§ AIM OF THE EXERCISE: Copy out all lines that hold "styled".

§ SOURCE DATA:
>> begin

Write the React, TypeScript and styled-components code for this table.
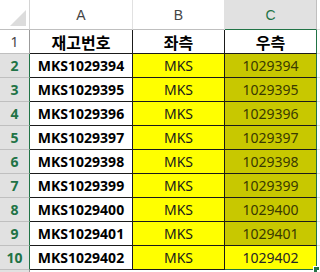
import React from "react";
import styled, { createGlobalStyle } from "styled-components";

const Global = createGlobalStyle`
  html, body { margin: 0; padding: 0; background: #ffffff; }
  body { font-family: "Noto Sans", "Noto Sans CJK KR", sans-serif; }
`;

const GREEN = "#217346";

const Sheet = styled.div`
  display: grid;
  grid-template-columns: 30px 103px 92px 92px 1fr;
  grid-template-rows: 30px repeat(10, 24px) 1fr;
  width: 320px;
  height: 272px;
  overflow: hidden;
  background: #ffffff;
`;

const Corner = styled.div`
  position: relative;
  box-sizing: border-box;
  border-right: 1px solid #d4d4d4;
  border-bottom: 1px solid #bfbfbf;
  background: #ffffff;
  svg { position: absolute; right: 3px; bottom: 3px; }
`;

const ColHeader = styled.div<{ $selected?: boolean }>`
  box-sizing: border-box;
  display: flex;
  align-items: center;
  justify-content: center;
  background: ${(p) => (p.$selected ? "#e1e1e1" : "#ffffff")};
  border-right: 1px solid ${(p) => (p.$selected ? "#bfbfbf" : "#e1e1e1")};
  border-bottom: 1px solid ${(p) => (p.$selected ? GREEN : "#bfbfbf")};
  color: ${(p) => (p.$selected ? GREEN : "#444444")};
  font-family: "Liberation Sans", "Noto Sans", sans-serif;
  font-size: 14px;
  padding-top: 1px;
`;

const RowHeader = styled.div<{ $selected?: boolean }>`
  box-sizing: border-box;
  display: flex;
  align-items: center;
  justify-content: center;
  background: ${(p) => (p.$selected ? "#e1e1e1" : "#ffffff")};
  border-right: 1px solid ${(p) => (p.$selected ? GREEN : "#9b9b9b")};
  border-bottom: 1px solid #bfbfbf;
  color: ${(p) => (p.$selected ? GREEN : "#444444")};
  font-family: "Noto Sans", sans-serif;
  font-weight: ${(p) => (p.$selected ? 700 : 400)};
  font-size: 14px;
`;

const Cell = styled.div<{
  $bg?: string;
  $bold?: boolean;
  $color?: string;
  $right?: string;
  $bottom?: string;
  $korean?: boolean;
}>`
  box-sizing: border-box;
  display: flex;
  align-items: center;
  justify-content: center;
  background: ${(p) => p.$bg ?? "#ffffff"};
  border-right: 1px solid ${(p) => p.$right ?? "#1a1a1a"};
  border-bottom: 1px solid ${(p) => p.$bottom ?? "#1a1a1a"};
  color: ${(p) => p.$color ?? "#000000"};
  font-family: ${(p) =>
    p.$korean
      ? `"Noto Sans CJK KR", "Noto Sans", sans-serif`
      : `"Noto Sans", "Noto Sans CJK KR", sans-serif`};
  font-weight: ${(p) => (p.$bold ? 700 : 400)};
  font-size: ${(p) => (p.$korean ? "16px" : "14px")};
  white-space: nowrap;
`;

const Blank = styled.div<{ $bottom?: boolean }>`
  box-sizing: border-box;
  background: #ffffff;
  border-bottom: ${(p) => (p.$bottom ? "1px solid #e1e1e1" : "none")};
`;

const FooterHeader = styled.div`
  background: #e1e1e1;
  border-right: 1px solid #9b9b9b;
  box-sizing: border-box;
`;

const FooterCell = styled.div`
  position: relative;
  background: #ffffff;
`;

const Handle = styled.span`
  position: absolute;
  right: -3px;
  top: -4px;
  width: 5px;
  height: 5px;
  background: ${GREEN};
  border: 1px solid #ffffff;
`;

const rows = Array.from({ length: 9 }, (_, i) => 1029394 + i);

export default function App() {
  return (
    <>
      <Global />
      <Sheet>
        <Corner>
          <svg width="16" height="16" viewBox="0 0 16 16">
            <polygon points="16,0 16,16 0,16" fill="#dcdcdc" />
          </svg>
        </Corner>
        <ColHeader>A</ColHeader>
        <ColHeader>B</ColHeader>
        <ColHeader $selected>C</ColHeader>
        <Blank $bottom />

        <RowHeader>1</RowHeader>
        <Cell $bold $korean>재고번호</Cell>
        <Cell $bold $korean>좌측</Cell>
        <Cell $bold $korean $right={GREEN}>우측</Cell>
        <Blank $bottom />

        {rows.map((n, i) => {
          const last = i === rows.length - 1;
          return (
            <React.Fragment key={n}>
              <RowHeader $selected>{i + 2}</RowHeader>
              <Cell $bold>MKS{n}</Cell>
              <Cell $bg="#ffff00" $color="#1a1a1a">MKS</Cell>
              <Cell
                $bg={last ? "#ffff00" : "#c8c800"}
                $color={last ? "#262626" : "#3a3a00"}
                $right={GREEN}
                $bottom={last ? GREEN : "#1a1a1a"}
              >
                {n}
              </Cell>
              <Blank $bottom />
            </React.Fragment>
          );
        })}

        <FooterHeader />
        <FooterCell />
        <FooterCell />
        <FooterCell>
          <Handle />
        </FooterCell>
        <FooterCell />
      </Sheet>
    </>
  );
}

>> end

§ CORRECT RESPONSE:
Write the React, TypeScript and styled-components code for this table.
import styled, { createGlobalStyle } from "styled-components";
const Sheet = styled.div`
const Corner = styled.div`
const ColHeader = styled.div<{ $selected?: boolean }>`
const RowHeader = styled.div<{ $selected?: boolean }>`
const Cell = styled.div<{
const Blank = styled.div<{ $bottom?: boolean }>`
const FooterHeader = styled.div`
const FooterCell = styled.div`
const Handle = styled.span`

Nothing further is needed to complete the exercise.